All Sketch outputs will be saved under data/
folder.
$ ./run.py -r n [-b benchmark_name]* [-d degree]* [-c n] [--strategy WILCOXON] [-s] [--timeout t]
You can run multiple benchmarks and multiple degrees (if not using adaptive concretization):
$ ./run.py -r 3 -b colorchooser_demo -b reverse -d 16 -d 64 [-c 32]
To use adaptive concretization, specify the strategy as follows:
$ ./run.py [...] --strategy WILCOXON
To show our hypothesis that optimal randdegrees vary from benchmark to benchmark, we run Sketch with several fixed randdegree many times. To easily conduct these experiments, this script has a feature to run only back-end in parallel:
$ ./run.py -s [...]
If you're interested, see psketch.py
which acts as a wrapper for
Sketch's back-end script, cegis
.
By default, run.py
reads config.short.json
, which is a subset of
config.full.json
in terms of benchmarks, cores, and degrees configurations.
If you want to examine all benchmarks with all possible combinations of
configurations, pass config.full.json
to run.py
:
$ ./run.py --config config.full.json [...]
This script interprets Sketch outputs (under data/
folder unless specifed elsewhere)
and retrieves statistical information, such as elapsed time, number of trials,
chosen randdegree, etc.:
$ ./post.py [-s] [-d data_dir] [-b benchmark_name]*
Instead of several outputs under a certain folder, you can also pass single file(s):
$ ./post.py (path/to/output_file)*
This script has various features to manipulate database:
-c init
: initializing tables-c clean
: cleaning data in the tables-c reset
: resetting tables-c register
: registering statistics data (frompost.py
)-c stat
: retrieving statistics
By default, this script assumes to access to the database
with username sketchperf
and database name concretization
.
(See our GitHub page here for how to set up database.)
If you are using different names, specify them:
$ ./db.py --user user_name --db db_name [...]

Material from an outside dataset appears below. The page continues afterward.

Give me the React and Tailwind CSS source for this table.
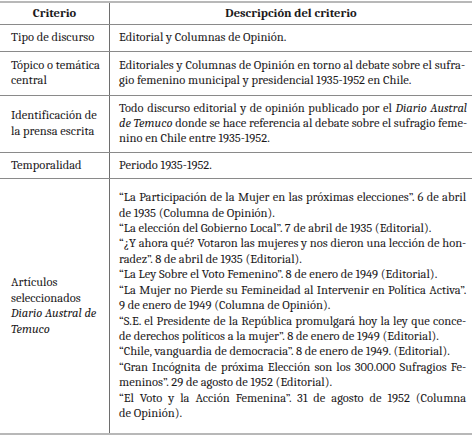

This script will read Sketch output files under data/
folder,
but you can also specify either folder or single file(s):
$ ./db.py -d data_dir [...]
$ ./db.py (path/to/output_file)* [...]
For the experiment about back-end behaviors, similar to run.py
,
explicitly specify it (along with a distinct EID number):
$ ./db.py -s -e 11 [...]
If you want to see what queries this script makes, turn on the verbosity option:
$ ./db.py -v [...]
As a proof-of-concept, this script simulates several
online concretization strategies, such as random, fixed degree,
minimal time, and Wilcoxon-based statistical comparison.
The calculation of expected running time is based on the empirical
data in the database, especially the experiment about back-end behaviors,
where SAT propagation information is recorded.

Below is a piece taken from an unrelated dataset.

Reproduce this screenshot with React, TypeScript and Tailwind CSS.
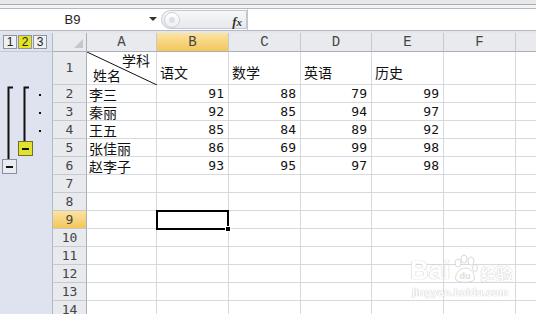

If you use a different EID for that experiment
(see our GitHub page here and/or db.py
above),
you may need to specify it.
$ ./simulate.py [-e EID]
Since the simulation depends on the empirical data in the database, similar options for the database are available:
$ ./simulate.py [--user user_name] [--db db_name]
The output of this script is simulated running time, along with variance and quantiles. I.e., the smaller, the better. However, Note that it is quite tricky to simulate parallel running, so this simulation result can not guarantee the best solution.

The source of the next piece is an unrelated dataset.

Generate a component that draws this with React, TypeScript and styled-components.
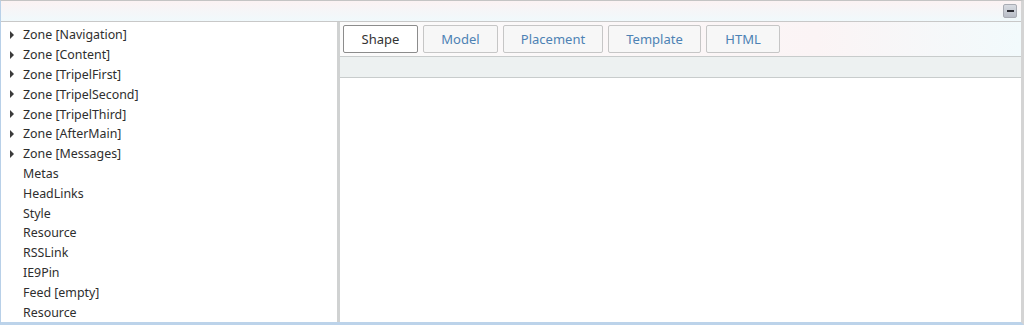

This script exploits two Wilcoxon tests: Wilcoxon signed-rank test and Wilcoxon rank-sum test.
To set a good confidential cutoff (so-called p-value) and the number of samplings, this script simulates Wilcoxon signed-rank test by using Monte Carlo method: given configuration of the number of sampling and two target degrees, it will randomly pick that number of samples from the database; compare the given degrees using that sampling; and repeat this process many times. The distributions of two degrees are computed as the multiplication of running time and search space, which could be retrieved from backend data set.
Similar to simulate.py
, you may need to specify your own EID if any.
$ ./wilcoxon.py -c degree [-e EID]
This script uses the same backend data as simulate.py
does,
and similar options for the database are available:
$ ./wilcoxon.py -c degree [--user user_name] [--db db_name]
Unlike degree comparisons, which literally compare two degrees running on the same benchmark, comparing performance results running on different design choices requires different statistical test: Wilcoxon rank-sum test, not Wilcoxon signed-rank test.
To statistically compare two performance results, you should specify corresponding EIDs:
$ ./wilcoxon.py -c perf -e EID1 -e EID2
Although tables with detailed numbers are comprehensive,
those are often too verbose and not really useful for presenting
the meanings in the results. This script is designed to convert
raw data generated by db.py
to graphs.
For the experiment about back-end behaviors, similar to run.py
and db.py
above, explicitly specify it (along with a distinct
EID number):
$ ./figure.py -s -e 11 [...]
It will generate figures per benchmark; x-axis of those figures is various degrees, whereas y-axis is either average size of SAT formulae propagation or average time of successful cases and failure cases. Besides, it will also generate so-called vee chart that shows the idea that optimal degrees vary from benchmark to benchmark.
For the experiments about adaptive concretization and its scalability, just run the script:
$ ./figure.py [...]
It will generate two figures: the one that compares adaptive concretization against the plain Sketch, and the other that contrasts adaptive concretization with different numbers of cores.